Pages as source code:
--- begin ---

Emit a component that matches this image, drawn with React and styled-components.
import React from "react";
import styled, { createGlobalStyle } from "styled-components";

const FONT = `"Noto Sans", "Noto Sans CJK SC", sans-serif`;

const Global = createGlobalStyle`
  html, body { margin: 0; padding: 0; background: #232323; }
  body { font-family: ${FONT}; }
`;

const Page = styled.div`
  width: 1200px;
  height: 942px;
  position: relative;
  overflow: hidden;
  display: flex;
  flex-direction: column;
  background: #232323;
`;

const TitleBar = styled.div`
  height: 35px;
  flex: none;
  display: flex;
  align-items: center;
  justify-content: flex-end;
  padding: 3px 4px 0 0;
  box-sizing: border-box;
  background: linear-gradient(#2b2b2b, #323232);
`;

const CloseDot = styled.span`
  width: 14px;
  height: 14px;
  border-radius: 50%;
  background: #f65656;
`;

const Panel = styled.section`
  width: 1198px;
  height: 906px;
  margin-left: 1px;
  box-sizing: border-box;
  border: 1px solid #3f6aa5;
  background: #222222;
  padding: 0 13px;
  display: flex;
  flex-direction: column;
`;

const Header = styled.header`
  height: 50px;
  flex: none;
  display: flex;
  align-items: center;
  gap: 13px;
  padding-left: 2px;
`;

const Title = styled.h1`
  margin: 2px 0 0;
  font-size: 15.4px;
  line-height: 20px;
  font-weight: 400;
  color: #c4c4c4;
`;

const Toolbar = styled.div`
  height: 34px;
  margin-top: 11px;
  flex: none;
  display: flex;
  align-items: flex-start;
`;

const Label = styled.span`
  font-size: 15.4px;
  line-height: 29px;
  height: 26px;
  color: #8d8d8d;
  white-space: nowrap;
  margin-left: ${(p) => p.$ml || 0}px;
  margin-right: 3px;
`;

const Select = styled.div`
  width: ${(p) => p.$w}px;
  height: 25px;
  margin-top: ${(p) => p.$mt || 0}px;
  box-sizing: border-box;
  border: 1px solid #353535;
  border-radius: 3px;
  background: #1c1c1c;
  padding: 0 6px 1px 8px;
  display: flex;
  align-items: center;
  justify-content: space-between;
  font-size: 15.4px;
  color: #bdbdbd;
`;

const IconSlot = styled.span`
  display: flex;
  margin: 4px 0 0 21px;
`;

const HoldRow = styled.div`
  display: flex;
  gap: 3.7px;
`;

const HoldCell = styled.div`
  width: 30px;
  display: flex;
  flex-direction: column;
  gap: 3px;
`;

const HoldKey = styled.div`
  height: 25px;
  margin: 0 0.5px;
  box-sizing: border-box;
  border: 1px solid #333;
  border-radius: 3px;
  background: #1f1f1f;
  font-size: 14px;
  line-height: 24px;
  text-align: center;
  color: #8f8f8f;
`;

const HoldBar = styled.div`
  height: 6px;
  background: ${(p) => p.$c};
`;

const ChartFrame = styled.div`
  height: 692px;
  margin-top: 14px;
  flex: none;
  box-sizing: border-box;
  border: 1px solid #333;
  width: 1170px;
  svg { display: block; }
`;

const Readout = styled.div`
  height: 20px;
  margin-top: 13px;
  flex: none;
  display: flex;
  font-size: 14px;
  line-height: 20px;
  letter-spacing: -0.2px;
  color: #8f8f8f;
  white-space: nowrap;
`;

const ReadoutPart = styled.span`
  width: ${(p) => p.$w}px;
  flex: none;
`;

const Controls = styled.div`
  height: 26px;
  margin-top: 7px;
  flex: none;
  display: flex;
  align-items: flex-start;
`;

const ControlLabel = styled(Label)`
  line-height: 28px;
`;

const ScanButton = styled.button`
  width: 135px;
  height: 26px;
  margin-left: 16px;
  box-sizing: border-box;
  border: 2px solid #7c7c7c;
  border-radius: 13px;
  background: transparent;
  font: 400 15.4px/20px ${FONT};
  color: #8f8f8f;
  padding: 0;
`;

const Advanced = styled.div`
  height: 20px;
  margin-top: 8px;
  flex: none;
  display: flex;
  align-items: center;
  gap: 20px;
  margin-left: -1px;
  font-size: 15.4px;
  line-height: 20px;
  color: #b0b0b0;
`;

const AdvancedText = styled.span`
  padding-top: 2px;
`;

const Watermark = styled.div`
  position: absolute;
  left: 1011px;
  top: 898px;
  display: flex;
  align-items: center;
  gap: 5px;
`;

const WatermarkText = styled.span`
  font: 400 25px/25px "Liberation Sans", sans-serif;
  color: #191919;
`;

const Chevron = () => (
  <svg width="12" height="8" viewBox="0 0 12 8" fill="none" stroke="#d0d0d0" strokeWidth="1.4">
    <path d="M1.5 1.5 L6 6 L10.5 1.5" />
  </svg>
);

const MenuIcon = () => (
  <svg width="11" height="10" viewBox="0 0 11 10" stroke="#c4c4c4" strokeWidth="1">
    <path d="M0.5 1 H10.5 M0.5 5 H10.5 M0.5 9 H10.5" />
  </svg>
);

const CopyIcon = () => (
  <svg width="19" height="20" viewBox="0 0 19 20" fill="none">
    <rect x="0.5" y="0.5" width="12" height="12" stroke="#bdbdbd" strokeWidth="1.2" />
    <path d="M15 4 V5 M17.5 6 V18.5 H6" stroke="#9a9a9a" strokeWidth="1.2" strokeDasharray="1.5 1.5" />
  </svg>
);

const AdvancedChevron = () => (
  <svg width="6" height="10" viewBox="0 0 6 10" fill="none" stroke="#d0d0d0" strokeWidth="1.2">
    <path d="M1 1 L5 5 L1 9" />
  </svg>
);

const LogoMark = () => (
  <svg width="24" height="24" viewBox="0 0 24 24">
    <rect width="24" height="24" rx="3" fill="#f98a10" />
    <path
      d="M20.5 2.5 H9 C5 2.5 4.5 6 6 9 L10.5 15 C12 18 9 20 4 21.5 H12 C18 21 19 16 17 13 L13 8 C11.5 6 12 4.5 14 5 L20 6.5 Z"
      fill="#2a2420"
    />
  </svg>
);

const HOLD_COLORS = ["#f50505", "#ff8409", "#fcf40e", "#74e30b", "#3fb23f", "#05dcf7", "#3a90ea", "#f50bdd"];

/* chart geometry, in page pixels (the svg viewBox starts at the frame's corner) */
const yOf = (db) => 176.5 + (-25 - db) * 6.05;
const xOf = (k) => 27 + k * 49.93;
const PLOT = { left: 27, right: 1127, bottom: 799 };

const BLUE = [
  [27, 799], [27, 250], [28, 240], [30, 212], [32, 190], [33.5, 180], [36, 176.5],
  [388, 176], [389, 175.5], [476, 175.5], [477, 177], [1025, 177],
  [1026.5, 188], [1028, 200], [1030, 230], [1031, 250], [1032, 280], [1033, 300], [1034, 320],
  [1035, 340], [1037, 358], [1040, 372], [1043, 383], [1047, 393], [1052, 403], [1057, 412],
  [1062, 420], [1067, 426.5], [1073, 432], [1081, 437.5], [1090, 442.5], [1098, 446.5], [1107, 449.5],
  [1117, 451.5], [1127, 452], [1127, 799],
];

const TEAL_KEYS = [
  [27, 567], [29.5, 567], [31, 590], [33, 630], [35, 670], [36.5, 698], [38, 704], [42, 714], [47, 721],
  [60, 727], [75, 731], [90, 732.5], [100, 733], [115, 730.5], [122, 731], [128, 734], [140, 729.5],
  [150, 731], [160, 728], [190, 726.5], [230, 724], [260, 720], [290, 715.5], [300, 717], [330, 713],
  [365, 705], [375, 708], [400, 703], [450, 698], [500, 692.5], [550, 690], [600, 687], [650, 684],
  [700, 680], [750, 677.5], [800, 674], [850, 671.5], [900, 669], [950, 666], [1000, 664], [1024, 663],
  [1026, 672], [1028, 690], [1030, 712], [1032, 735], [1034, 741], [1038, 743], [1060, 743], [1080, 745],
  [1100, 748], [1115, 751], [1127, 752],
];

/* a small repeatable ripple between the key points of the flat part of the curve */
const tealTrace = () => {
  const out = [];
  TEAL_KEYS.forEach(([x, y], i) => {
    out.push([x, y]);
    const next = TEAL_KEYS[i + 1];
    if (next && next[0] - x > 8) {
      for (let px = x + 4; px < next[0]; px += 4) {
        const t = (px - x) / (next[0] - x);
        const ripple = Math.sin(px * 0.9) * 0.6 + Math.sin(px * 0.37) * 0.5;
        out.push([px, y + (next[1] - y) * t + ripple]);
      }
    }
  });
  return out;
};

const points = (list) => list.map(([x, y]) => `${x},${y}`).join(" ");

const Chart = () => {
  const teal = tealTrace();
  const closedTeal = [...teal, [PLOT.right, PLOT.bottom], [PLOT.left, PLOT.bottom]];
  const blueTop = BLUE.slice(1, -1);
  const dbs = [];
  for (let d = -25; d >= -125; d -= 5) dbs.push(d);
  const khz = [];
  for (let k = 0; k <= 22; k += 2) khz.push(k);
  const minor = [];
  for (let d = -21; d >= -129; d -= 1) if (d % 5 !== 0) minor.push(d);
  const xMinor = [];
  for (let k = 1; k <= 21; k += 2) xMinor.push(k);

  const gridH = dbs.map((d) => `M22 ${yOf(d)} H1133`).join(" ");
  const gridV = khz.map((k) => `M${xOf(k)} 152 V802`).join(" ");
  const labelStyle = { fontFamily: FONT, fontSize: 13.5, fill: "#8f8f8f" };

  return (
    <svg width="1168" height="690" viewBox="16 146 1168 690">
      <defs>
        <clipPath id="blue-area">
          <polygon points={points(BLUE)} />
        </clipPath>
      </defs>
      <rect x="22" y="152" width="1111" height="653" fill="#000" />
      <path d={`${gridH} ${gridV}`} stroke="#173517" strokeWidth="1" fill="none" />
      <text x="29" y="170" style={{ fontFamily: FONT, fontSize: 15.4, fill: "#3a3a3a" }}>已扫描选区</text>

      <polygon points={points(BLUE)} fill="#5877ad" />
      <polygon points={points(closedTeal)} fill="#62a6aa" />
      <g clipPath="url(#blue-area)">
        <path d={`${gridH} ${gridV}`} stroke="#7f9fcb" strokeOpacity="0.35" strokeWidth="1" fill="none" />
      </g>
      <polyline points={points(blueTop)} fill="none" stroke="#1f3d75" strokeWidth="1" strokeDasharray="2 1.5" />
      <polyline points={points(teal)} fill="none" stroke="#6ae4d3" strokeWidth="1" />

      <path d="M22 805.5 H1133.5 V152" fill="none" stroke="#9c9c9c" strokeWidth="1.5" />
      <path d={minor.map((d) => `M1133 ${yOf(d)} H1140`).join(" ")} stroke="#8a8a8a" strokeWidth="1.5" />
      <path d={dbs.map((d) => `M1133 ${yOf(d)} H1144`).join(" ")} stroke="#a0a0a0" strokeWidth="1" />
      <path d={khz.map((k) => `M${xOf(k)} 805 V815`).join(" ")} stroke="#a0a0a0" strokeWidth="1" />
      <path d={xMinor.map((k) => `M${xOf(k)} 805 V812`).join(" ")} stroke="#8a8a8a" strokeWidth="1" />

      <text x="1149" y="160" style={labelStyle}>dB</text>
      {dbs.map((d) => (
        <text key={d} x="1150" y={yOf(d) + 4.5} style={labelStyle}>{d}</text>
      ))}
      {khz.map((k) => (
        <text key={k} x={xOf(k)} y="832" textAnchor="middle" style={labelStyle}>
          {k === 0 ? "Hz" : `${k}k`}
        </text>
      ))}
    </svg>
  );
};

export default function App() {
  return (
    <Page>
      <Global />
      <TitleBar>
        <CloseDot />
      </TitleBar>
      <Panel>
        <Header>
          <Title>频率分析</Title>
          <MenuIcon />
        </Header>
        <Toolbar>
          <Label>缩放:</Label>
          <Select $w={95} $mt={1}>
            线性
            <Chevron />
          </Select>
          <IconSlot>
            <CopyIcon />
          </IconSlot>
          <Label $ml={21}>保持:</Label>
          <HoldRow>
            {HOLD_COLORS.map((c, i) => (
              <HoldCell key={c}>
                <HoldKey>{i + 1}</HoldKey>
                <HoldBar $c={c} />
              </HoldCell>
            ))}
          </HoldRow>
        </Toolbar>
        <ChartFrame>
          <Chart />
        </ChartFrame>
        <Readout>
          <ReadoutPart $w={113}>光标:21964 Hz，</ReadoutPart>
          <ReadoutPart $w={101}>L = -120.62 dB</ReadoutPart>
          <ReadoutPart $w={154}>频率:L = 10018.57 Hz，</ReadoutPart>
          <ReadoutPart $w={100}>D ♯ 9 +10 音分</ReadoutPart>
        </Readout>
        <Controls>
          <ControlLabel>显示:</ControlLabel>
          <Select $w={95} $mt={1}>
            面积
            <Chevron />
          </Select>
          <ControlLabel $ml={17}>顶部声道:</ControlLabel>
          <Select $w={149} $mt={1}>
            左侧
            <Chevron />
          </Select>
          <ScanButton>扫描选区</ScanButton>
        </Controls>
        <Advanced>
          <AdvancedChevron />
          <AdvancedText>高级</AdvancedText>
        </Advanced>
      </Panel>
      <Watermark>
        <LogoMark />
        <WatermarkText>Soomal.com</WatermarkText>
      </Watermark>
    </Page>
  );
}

--- end ---
--- begin ---

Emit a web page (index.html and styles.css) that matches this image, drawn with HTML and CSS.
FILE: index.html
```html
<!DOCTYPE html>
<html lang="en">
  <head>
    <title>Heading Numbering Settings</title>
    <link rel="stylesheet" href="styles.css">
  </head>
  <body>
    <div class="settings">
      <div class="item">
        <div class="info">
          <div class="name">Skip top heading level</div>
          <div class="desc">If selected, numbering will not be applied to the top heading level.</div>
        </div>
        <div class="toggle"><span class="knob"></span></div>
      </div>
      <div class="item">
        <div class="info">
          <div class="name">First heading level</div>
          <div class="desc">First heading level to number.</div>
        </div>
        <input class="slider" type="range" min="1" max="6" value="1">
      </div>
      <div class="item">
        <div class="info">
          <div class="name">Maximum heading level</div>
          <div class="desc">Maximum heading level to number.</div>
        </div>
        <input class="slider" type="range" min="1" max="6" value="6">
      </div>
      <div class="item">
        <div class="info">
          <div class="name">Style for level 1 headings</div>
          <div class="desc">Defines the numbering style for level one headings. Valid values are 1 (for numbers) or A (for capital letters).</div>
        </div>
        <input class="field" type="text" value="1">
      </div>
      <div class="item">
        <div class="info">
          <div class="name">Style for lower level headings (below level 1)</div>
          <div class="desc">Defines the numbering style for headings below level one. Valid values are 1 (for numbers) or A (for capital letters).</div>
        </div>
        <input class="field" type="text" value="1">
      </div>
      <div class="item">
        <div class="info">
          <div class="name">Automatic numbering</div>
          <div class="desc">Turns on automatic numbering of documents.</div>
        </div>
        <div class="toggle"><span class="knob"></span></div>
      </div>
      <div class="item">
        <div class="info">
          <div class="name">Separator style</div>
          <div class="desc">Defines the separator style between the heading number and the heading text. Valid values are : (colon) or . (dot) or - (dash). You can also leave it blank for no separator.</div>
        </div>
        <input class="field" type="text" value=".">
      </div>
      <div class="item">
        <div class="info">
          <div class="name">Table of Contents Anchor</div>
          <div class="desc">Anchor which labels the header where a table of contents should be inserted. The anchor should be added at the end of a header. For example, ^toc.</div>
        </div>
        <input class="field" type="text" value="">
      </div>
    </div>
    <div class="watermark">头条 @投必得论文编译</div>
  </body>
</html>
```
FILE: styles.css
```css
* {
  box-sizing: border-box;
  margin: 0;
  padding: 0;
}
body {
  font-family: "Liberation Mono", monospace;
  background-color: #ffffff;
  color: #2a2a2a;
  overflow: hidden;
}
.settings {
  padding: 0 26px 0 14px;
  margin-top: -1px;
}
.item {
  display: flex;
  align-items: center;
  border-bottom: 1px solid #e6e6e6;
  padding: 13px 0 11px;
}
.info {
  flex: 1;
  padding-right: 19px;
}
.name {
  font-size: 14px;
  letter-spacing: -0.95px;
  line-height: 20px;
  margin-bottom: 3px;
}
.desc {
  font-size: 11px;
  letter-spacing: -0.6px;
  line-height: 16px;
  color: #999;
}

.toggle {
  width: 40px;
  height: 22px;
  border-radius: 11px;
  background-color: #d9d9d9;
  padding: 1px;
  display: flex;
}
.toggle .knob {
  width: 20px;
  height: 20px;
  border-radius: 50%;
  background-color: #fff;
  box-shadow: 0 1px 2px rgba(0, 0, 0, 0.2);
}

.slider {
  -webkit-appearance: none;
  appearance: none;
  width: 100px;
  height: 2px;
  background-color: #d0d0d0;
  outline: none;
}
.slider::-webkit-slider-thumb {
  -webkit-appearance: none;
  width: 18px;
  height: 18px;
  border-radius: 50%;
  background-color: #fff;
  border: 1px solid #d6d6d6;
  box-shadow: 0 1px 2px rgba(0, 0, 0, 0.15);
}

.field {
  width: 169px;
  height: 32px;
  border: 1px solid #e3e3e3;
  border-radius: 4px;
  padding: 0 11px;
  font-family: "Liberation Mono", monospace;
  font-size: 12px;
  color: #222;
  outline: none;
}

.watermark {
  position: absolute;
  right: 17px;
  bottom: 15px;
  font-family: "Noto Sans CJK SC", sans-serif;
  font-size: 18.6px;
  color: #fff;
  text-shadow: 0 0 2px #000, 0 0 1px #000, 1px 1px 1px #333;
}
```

--- end ---

_WHAT THE TASK ASKS_
Say how many lines in the entries contain the string "index", and leave out everything else.

_SOLUTION TO THIS PROBLEM_
2